La grandeza de Djokovic es que, incluso dos sets abajo, nunca se le da por muerto, mil vidas tiene el serbio, pero apenas latía, noqueado en su banco, moribundo por el albero y sin apenas puntos que festejar. Entiende, con ese 6-0 y 6-2, que Nadal es inabordable, también en este París, y se limita a cumplir y a maquillar la paliza, que es de las que se recordarán por los siglos de los siglos. Con todas las buenas intenciones del mundo, quiere alargar la pelea y ofrece algo más en el tercer set, pero también va a remolque desde el inicio y parece herido de muerte cuando entrega su saque de manera penosa en el quinto juego.

En realidad, no tiene nada que hacer, pero tampoco es su culpa. ¿Qué va a hacer ante una bestia tan despiadada? Nadal, que no se desvía en toda la tarde, iluminado por los rayos que se cuelan por el techo, tiene un momento de humanidad porque no consolida el break y pierde el servicio por primera vez en toda la sobremesa.

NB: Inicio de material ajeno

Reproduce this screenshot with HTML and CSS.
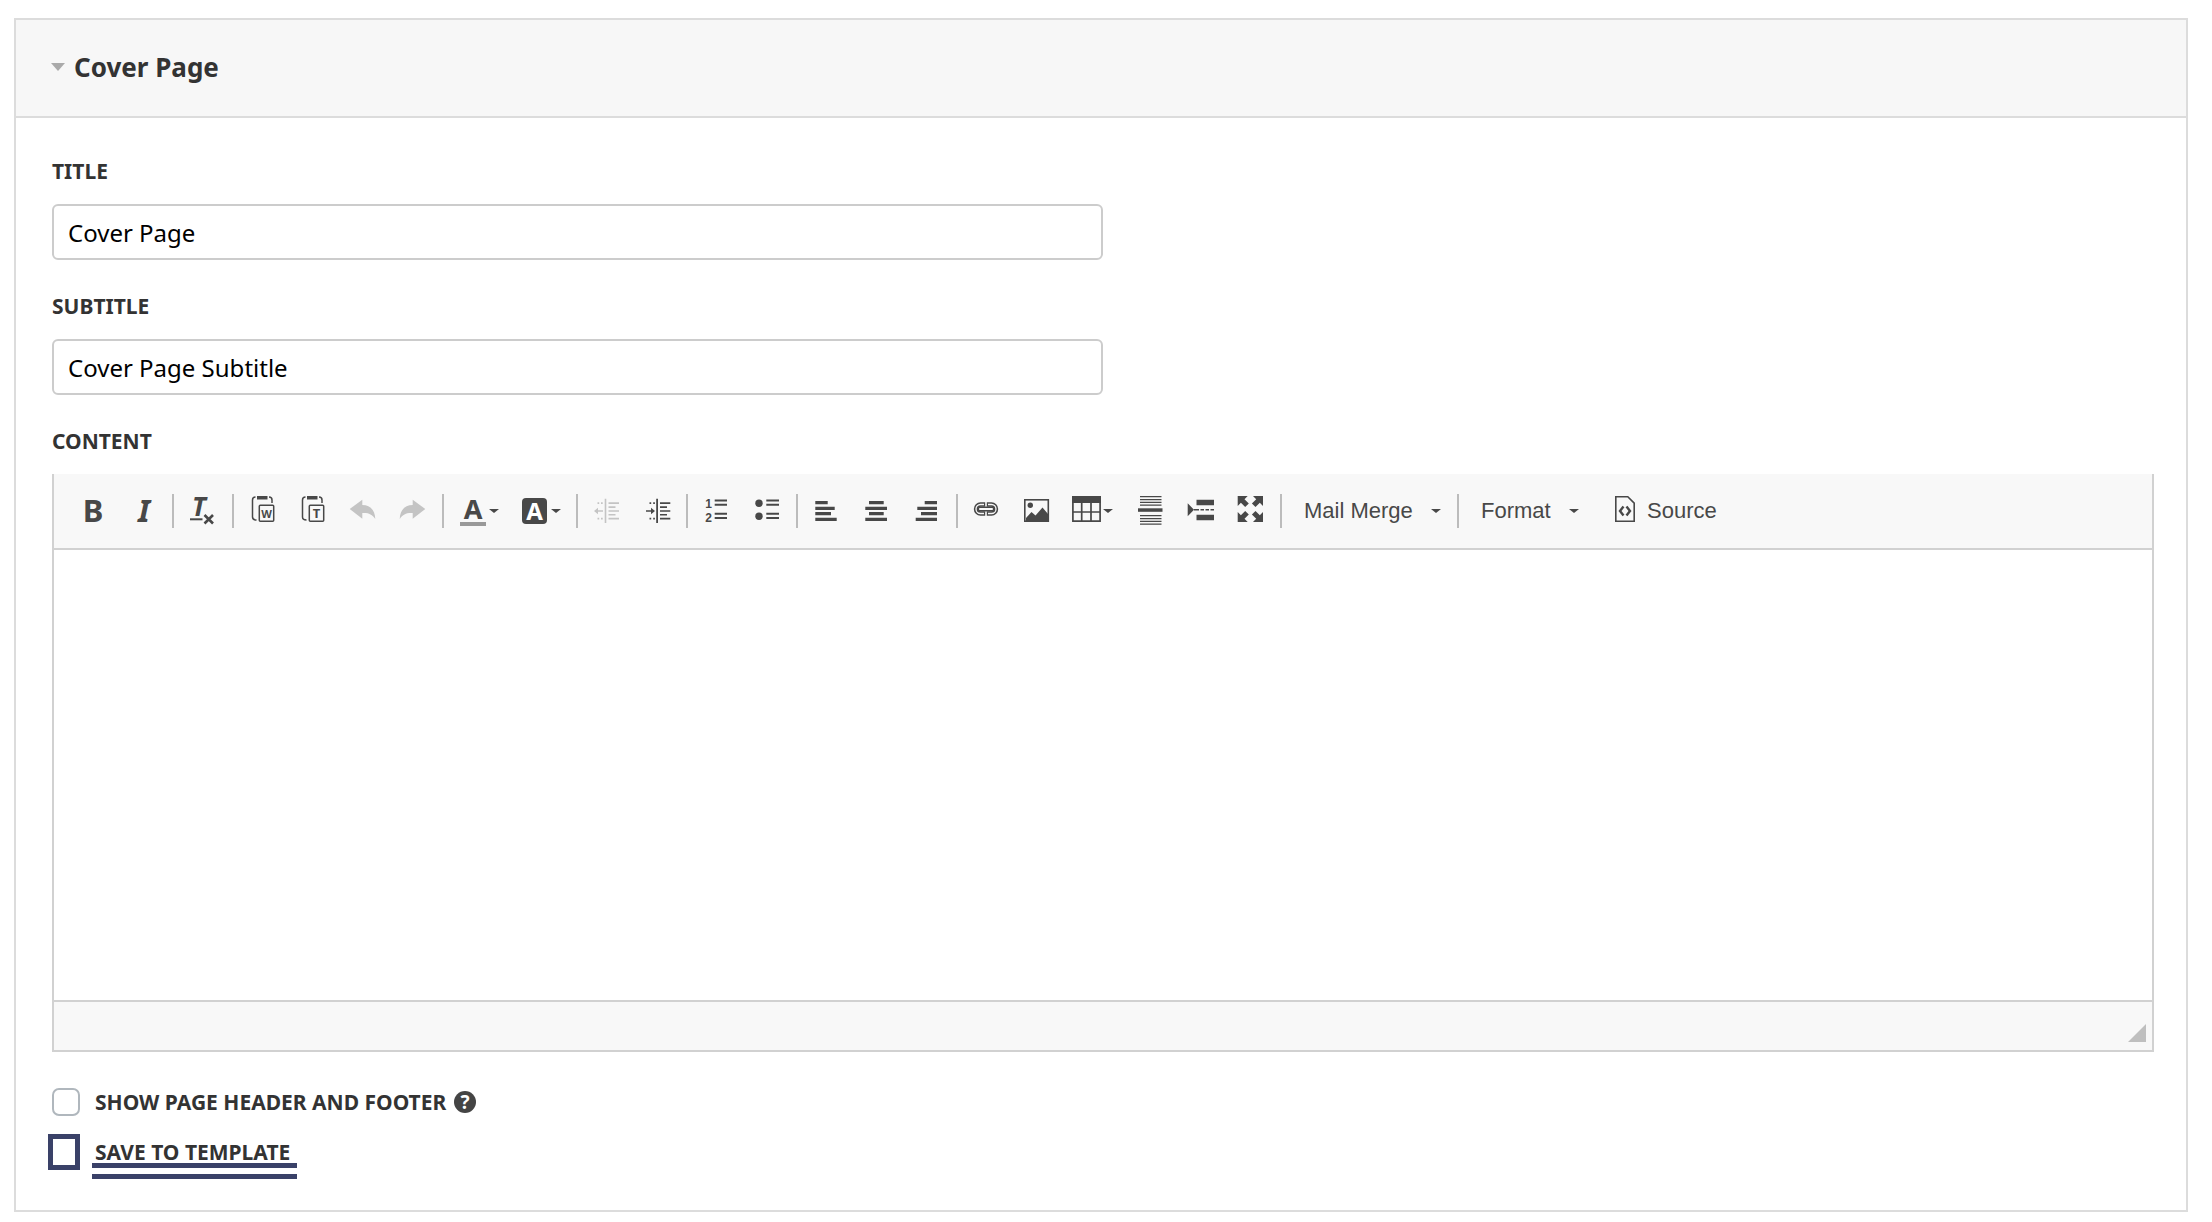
FILE: index.html
```
<!DOCTYPE html>
<html lang="en">

<head>
    <meta charset="UTF-8" />
    <meta name="viewport" content="width=device-width, initial-scale=1.0" />
    <title>Cover Page</title>
    <link rel="stylesheet" href="styles.css">
</head>

<body>
    <section class="panel">
        <header class="panel-header">
            <svg class="toggle" viewBox="0 0 14 8"><path d="M0 0h14l-7 8z" /></svg>
            <h2>Cover Page</h2>
        </header>

        <form class="panel-body">
            <div class="field">
                <label for="title">TITLE</label>
                <input type="text" id="title" value="Cover Page">
            </div>

            <div class="field">
                <label for="subtitle">SUBTITLE</label>
                <input type="text" id="subtitle" value="Cover Page Subtitle">
            </div>

            <label for="content">CONTENT</label>
            <div class="editor">
                <div class="toolbar">
                    <button type="button" class="tool" aria-label="Bold">
                        <svg class="icon" viewBox="0 0 32 32"><text x="16" y="27" font-size="31">B</text></svg>
                    </button>
                    <button type="button" class="tool" aria-label="Italic">
                        <svg class="icon" viewBox="0 0 32 32"><text x="17" y="27" font-size="31" font-style="italic">I</text></svg>
                    </button>
                    <span class="separator"></span>

                    <button type="button" class="tool" aria-label="Remove format">
                        <svg class="icon" viewBox="0 0 32 32">
                            <text x="12" y="21" font-size="26" font-style="italic">T</text>
                            <path d="M3 23.3h12.5v2H3z" />
                            <path class="line" stroke-width="2.6" d="M17.5 20l8.5 8.5M26 20l-8.5 8.5" />
                        </svg>
                    </button>
                    <span class="separator"></span>

                    <button type="button" class="tool" aria-label="Paste from Word">
                        <svg class="icon" viewBox="0 0 32 32">
                            <path class="line" stroke-width="1.5" d="M8.5 2C6.5 2 5.5 3 5.5 5v17c0 2 1 3 4 3M22 2c2 0 3 1 3 3v3" />
                            <path d="M10 1h10.5v3.5H10z" />
                            <rect class="line" stroke-width="1.5" x="12.3" y="10.3" width="14.4" height="16" rx="1" />
                            <text x="19.5" y="22.5" font-size="11">W</text>
                        </svg>
                    </button>
                    <button type="button" class="tool" aria-label="Paste as plain text">
                        <svg class="icon" viewBox="0 0 32 32">
                            <path class="line" stroke-width="1.5" d="M8.5 2C6.5 2 5.5 3 5.5 5v17c0 2 1 3 4 3M22 2c2 0 3 1 3 3v3" />
                            <path d="M10 1h10.5v3.5H10z" />
                            <rect class="line" stroke-width="1.5" x="12.3" y="10.3" width="14.4" height="16" rx="1" />
                            <text x="19.5" y="23" font-size="13">T</text>
                        </svg>
                    </button>
                    <button type="button" class="tool" aria-label="Undo" disabled>
                        <svg class="icon" viewBox="0 0 32 32"><path d="M2.7 14L15.3 4.7V10C23 10 28 15 28.3 24 25 19 21 17.5 15.3 18v5.7z" /></svg>
                    </button>
                    <button type="button" class="tool" aria-label="Redo" disabled>
                        <svg class="icon" viewBox="0 0 32 32"><path d="M28.3 14L15.7 4.7V10C8 10 3 15 2.7 24 6 19 10 17.5 15.7 18v5.7z" /></svg>
                    </button>
                    <span class="separator"></span>

                    <button type="button" class="tool has-menu" aria-label="Text color">
                        <svg class="icon" viewBox="0 0 32 32">
                            <text x="16" y="24" font-size="27">A</text>
                            <path class="swatch" d="M3 27h26v4H3z" />
                        </svg>
                        <svg class="arrow" viewBox="0 0 10 4"><path d="M0 0h10L5 4z" /></svg>
                    </button>
                    <button type="button" class="tool has-menu" aria-label="Background color">
                        <svg class="icon" viewBox="0 0 32 32">
                            <rect x="3" y="3" width="25" height="26" rx="4" />
                            <text class="inverse" x="15.5" y="24.5" font-size="24">A</text>
                        </svg>
                        <svg class="arrow" viewBox="0 0 10 4"><path d="M0 0h10L5 4z" /></svg>
                    </button>
                    <span class="separator"></span>

                    <button type="button" class="tool" aria-label="Decrease indent" disabled>
                        <svg class="icon" viewBox="0 0 32 32">
                            <path d="M13.7 3.7h1.6V28h-1.6zM17.5 7.3H28v1.6H17.5zM17.5 11.3h7v1.6h-7zM17.5 15.2H28v1.6H17.5zM17.5 19h7v1.6h-7zM17.5 22.8H28v1.6H17.5z" />
                            <path d="M6.5 7.3h1.7v1.6H6.5zM10 7.3h1.7v1.6H10zM6.5 22.8h1.7v1.6H6.5zM10 22.8h1.7v1.6H10zM3 16l4-3.2v2.4h5v1.6H7v2.4z" />
                        </svg>
                    </button>
                    <button type="button" class="tool" aria-label="Increase indent">
                        <svg class="icon" viewBox="0 0 32 32">
                            <path d="M15.2 3.7H17V28h-1.8zM19 7.3h10.3v1.6H19zM19 11.3h7v1.6h-7zM19 15.2h10.3v1.6H19zM19 19h7v1.6h-7zM19 22.8h10.3v1.6H19z" />
                            <path d="M8.5 7.3h1.7v1.6H8.5zM12.2 7.3h1.7v1.6h-1.7zM8.5 22.8h1.7v1.6H8.5zM12.2 22.8h1.7v1.6h-1.7zM14 16l-4-3.2v2.4H5v1.6h5v2.4z" />
                        </svg>
                    </button>
                    <span class="separator"></span>

                    <button type="button" class="tool" aria-label="Numbered list">
                        <svg class="icon digits" viewBox="0 0 32 32">
                            <text x="7.5" y="13" font-size="12">1</text>
                            <text x="7.5" y="27" font-size="12">2</text>
                            <path d="M13.7 4.5H26v2H13.7zM13.7 8.7H26v2H13.7zM13.7 17.7H26v2H13.7zM13.7 22H26v2H13.7z" />
                        </svg>
                    </button>
                    <button type="button" class="tool" aria-label="Bulleted list">
                        <svg class="icon" viewBox="0 0 32 32">
                            <circle cx="8" cy="8.3" r="3.7" />
                            <circle cx="8" cy="21.3" r="3.7" />
                            <path d="M15.3 4.5H28v2H15.3zM15.3 8.7H28v2H15.3zM15.3 17.7H28v2H15.3zM15.3 22H28v2H15.3z" />
                        </svg>
                    </button>
                    <span class="separator"></span>

                    <button type="button" class="tool" aria-label="Align left">
                        <svg class="icon" viewBox="0 0 32 32"><path d="M4.3 6h12.4v3.3H4.3zM4.3 11.7h19.4V15H4.3zM4.3 17H20v3.3H4.3zM4.3 22.7h21.4V26H4.3z" /></svg>
                    </button>
                    <button type="button" class="tool" aria-label="Align center">
                        <svg class="icon" viewBox="0 0 32 32"><path d="M8 6h14.7v3.3H8zM4.3 11.7H26V15H4.3zM8 17h14.7v3.3H8zM4.3 22.7H26V26H4.3z" /></svg>
                    </button>
                    <button type="button" class="tool" aria-label="Align right">
                        <svg class="icon" viewBox="0 0 32 32"><path d="M13.7 6H26v3.3H13.7zM6.3 11.7H26V15H6.3zM10 17h16v3.3H10zM4.7 22.7H26V26H4.7z" /></svg>
                    </button>
                    <span class="separator"></span>

                    <button type="button" class="tool" aria-label="Link">
                        <svg class="icon" viewBox="0 0 32 32">
                            <path class="line" stroke-width="4.4" d="M14.2 9.5H9.5a4.5 4.5 0 0 0 0 9h4.7M15.8 9.5h4.700a4.5 4.5 0 0 1 0 9h-4.700" />
                            <path class="line hollow" stroke-width="1.3" d="M13 9.5H9.5a4.5 4.5 0 0 0 0 9H13M17 9.5h3.500a4.5 4.500 0 0 1 0 9H17" />
                            <rect class="bar" x="7.5" y="12.3" width="15" height="3.4" rx="1" />
                        </svg>
                    </button>
                    <button type="button" class="tool" aria-label="Image">
                        <svg class="icon" viewBox="0 0 32 32">
                            <rect class="line" stroke-width="1.6" x="3.8" y="4.8" width="23.5" height="21.4" />
                            <circle cx="9.3" cy="10.3" r="2.7" />
                            <path d="M5 25v-2l5.5-6 4 3.5 7-8L27 19v7H5z" />
                        </svg>
                    </button>
                    <button type="button" class="tool has-menu wide" aria-label="Table">
                        <svg class="icon" viewBox="0 0 32 32">
                            <path d="M1 1h29v7H1z" />
                            <path class="line" stroke-width="1.7" d="M1.9 7v19.2h27.2V7M10.7 8v18M20 8v18M2 17h27" />
                        </svg>
                        <svg class="arrow" viewBox="0 0 10 4"><path d="M0 0h10L5 4z" /></svg>
                    </button>
                    <button type="button" class="tool" aria-label="Horizontal line">
                        <svg class="icon" viewBox="0 0 32 32">
                            <path d="M3 13.3h24.5v3.5H3z" />
                            <path d="M5 1h21.5v1.3H5zM5 4h21.5v1.3H5zM5 6.7h21.5V8H5zM5 9.5h21.5v1.3H5zM5 20h21.5v1.3H5zM5 23h21.5v1.3H5zM5 25.7h21.5V27H5zM5 28.5h21.5v1.3H5z" />
                        </svg>
                    </button>
                    <button type="button" class="tool" aria-label="Page break">
                        <svg class="icon" viewBox="0 0 32 32"><path d="M2.7 8.3L9 14.7l-6.3 6.6zM11.5 4.7H29v5.6H11.5zM11.5 19.7H29v5.6H11.5zM9 14h5v1.5H9zM15.5 14H19v1.5h-3.5zM20.5 14H24v1.5h-3.5zM25.5 14H29v1.5h-3.5z" /></svg>
                    </button>
                    <button type="button" class="tool" aria-label="Maximize">
                        <svg class="icon" viewBox="0 0 32 32"><path d="M2.7 1h10L9.5 4.2l4.3 4.3-3.6 3.6-4.3-4.3L2.7 11zM28 1H18l3.2 3.2-4.3 4.3 3.6 3.6 4.3-4.3L28 11zM2.7 27h10l-3.2-3.2 4.3-4.3-3.6-3.6-4.3 4.3L2.7 17zM28 27H18l3.2-3.2-4.3-4.3 3.6-3.6 4.3 4.3L28 17z" /></svg>
                    </button>
                    <span class="separator"></span>

                    <div class="combo">
                        <select aria-label="Mail Merge"><option>Mail Merge</option></select>
                        <svg class="arrow" viewBox="0 0 10 4"><path d="M0 0h10L5 4z" /></svg>
                    </div>
                    <span class="separator"></span>
                    <div class="combo">
                        <select aria-label="Format"><option>Format</option></select>
                        <svg class="arrow" viewBox="0 0 10 4"><path d="M0 0h10L5 4z" /></svg>
                    </div>
                    <button type="button" class="tool source">
                        <svg class="icon" viewBox="0 0 32 32">
                            <path class="line" stroke-width="1.6" d="M6.8 1.8h12l6.4 6.4v18H6.8z" />
                            <path class="line" stroke-width="2.4" d="M14.500 11.500L11 16l3.500 4.500M17.500 11.500L21 16l-3.500 4.500" />
                        </svg>
                        Source
                    </button>
                </div>

                <textarea id="content"></textarea>

                <div class="editor-footer">
                    <svg class="resizer" viewBox="0 0 18 18"><path d="M18 0v18H0z" /></svg>
                </div>
            </div>

            <div class="options">
                <div class="option">
                    <input type="checkbox" id="showHeader">
                    <label for="showHeader">SHOW PAGE HEADER AND FOOTER</label>
                    <svg class="help" viewBox="0 0 22 22">
                        <circle cx="11" cy="11" r="11" />
                        <text class="inverse" x="11" y="18" font-size="19">?</text>
                    </svg>
                </div>
                <div class="option highlighted">
                    <input type="checkbox" id="saveTemplate">
                    <label for="saveTemplate">SAVE TO TEMPLATE</label>
                </div>
            </div>
        </form>
    </section>
</body>

</html>
```
FILE: styles.css
```
*,
*::after {
    box-sizing: border-box;
}

body {
    font-family: Tahoma, 'Noto Sans', sans-serif;
    margin: 0;
    padding: 18px 24px 10px 14px;
    background: #fff;
    color: #333;
}

.panel {
    border: 2px solid #dcdcdc;
}

.panel-header {
    display: flex;
    align-items: center;
    gap: 9px;
    height: 98px;
    padding: 0 35px 2px;
    background: #f7f7f7;
    border-bottom: 2px solid #dcdcdc;
}

.panel-header h2 {
    margin: 0;
    font-size: 26px;
    line-height: 32px;
}

.toggle {
    width: 14px;
    height: 8px;
    fill: #aaa;
}

.panel-body {
    padding: 38px 32px 38px 36px;
}

label {
    display: block;
    font-size: 21px;
    font-weight: bold;
    line-height: 30px;
}

.field {
    width: 50%;
    margin-bottom: 31px;
}

.field input {
    display: block;
    width: 100%;
    height: 56px;
    margin-top: 18px;
    padding: 0 14px;
    border: 2px solid #ccc;
    border-radius: 6px;
    background: #fff;
    color: #000;
    font-family: inherit;
    font-size: 24px;
}

.editor {
    margin-top: 18px;
    border: 2px solid #d1d1d1;
    border-top: none;
}

.toolbar {
    display: flex;
    align-items: center;
    height: 76px;
    padding: 0 14px;
    background: #f8f8f8;
    border-bottom: 2px solid #d1d1d1;
}

.separator {
    width: 2px;
    height: 34px;
    margin: 0 4px;
    background: #bcbcbc;
}

.tool {
    display: flex;
    align-items: center;
    width: 50px;
    height: 50px;
    padding: 0 9px;
    border: none;
    background: none;
    color: #484848;
}

.tool:disabled {
    color: #c4c4c4;
}

.has-menu {
    width: 62px;
    padding-right: 0;
}

.wide {
    width: 64px;
}

.icon {
    flex-shrink: 0;
    width: 32px;
    height: 32px;
    overflow: visible;
    fill: currentColor;
}

.icon text,
.help text {
    font-family: 'Noto Sans', sans-serif;
    font-weight: bold;
    text-anchor: middle;
}

.digits text {
    font-family: 'Liberation Sans', Arial, sans-serif;
}

.icon .line {
    fill: none;
    stroke: currentColor;
}

.icon .hollow {
    stroke: #f8f8f8;
}

.icon .bar {
    fill: #f8f8f8;
    stroke: currentColor;
    stroke-width: 1.4;
}

.icon .swatch {
    fill: #999;
}

.icon .inverse,
.help .inverse {
    fill: #fff;
}

.arrow {
    flex-shrink: 0;
    width: 10px;
    height: 4px;
    fill: #484848;
}

.combo {
    display: grid;
    align-items: center;
}

.combo select,
.combo .arrow {
    grid-area: 1 / 1;
}

.combo select {
    appearance: none;
    height: 50px;
    padding: 0 40px 2px 18px;
    border: none;
    background: none;
    color: #484848;
    font-family: 'Liberation Sans', Arial, sans-serif;
    font-size: 22px;
}

.combo .arrow {
    justify-self: end;
    margin-right: 12px;
    pointer-events: none;
}

.source {
    gap: 6px;
    width: auto;
    padding: 0 18px;
    font-family: 'Liberation Sans', Arial, sans-serif;
    font-size: 22px;
}

.editor textarea {
    display: block;
    width: 100%;
    height: 450px;
    padding: 20px;
    border: none;
    resize: none;
    font-family: inherit;
    font-size: 24px;
}

.editor-footer {
    display: flex;
    align-items: flex-end;
    justify-content: flex-end;
    height: 50px;
    padding: 8px 6px;
    background: #f8f8f8;
    border-top: 2px solid #d1d1d1;
}

.resizer {
    width: 18px;
    height: 18px;
    fill: #bfbfbf;
}

.options {
    display: grid;
    gap: 10px;
    margin-top: 30px;
}

.option {
    display: flex;
    align-items: center;
    height: 40px;
}

.option input {
    appearance: none;
    width: 28px;
    height: 28px;
    margin: 0 15px 0 0;
    border: 2px solid #b0b7bd;
    border-radius: 7px;
    background: #fff;
}

.help {
    width: 22px;
    height: 22px;
    margin-left: 8px;
    overflow: visible;
    fill: #444;
}

.highlighted input {
    width: 32px;
    height: 36px;
    margin: 0 12px 0 -4px;
    border: 5px solid #3a4168;
    border-radius: 0;
}

/* double rule under the label */
.highlighted label {
    position: relative;
    padding: 0 3px;
}

.highlighted label::after {
    content: "";
    position: absolute;
    top: 26px;
    left: 0;
    right: -4px;
    height: 16px;
    border-top: 5px solid #3a4168;
    border-bottom: 5px solid #3a4168;
}
```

No es como para alarmarse, pero conviene no dar demasiado oxígeno a Djokovic, un maestro del escapismo.

Es, por fin, un partido como el que se esperaba y el balcánico se sube a la ola. Tiene un momento de inspiración y estira el pulso con agallas, así es él. Pero Nadal ni se inmuta y acepta ese leve despertar del enemigo con naturalidad, por algo es el número uno. Pesa la historia, pesa París, y Djokovic hace una doble falta en el undécimo juego que deja la final vista para sentencia. Con una sobriedad descomunal, Nadal resolvió a la primera y se rebozó por la Chatrier, su Chatrier. Es, en esencia, el más grande, al menos lo es tanto como Federer. Es, en esencia, el rey de París.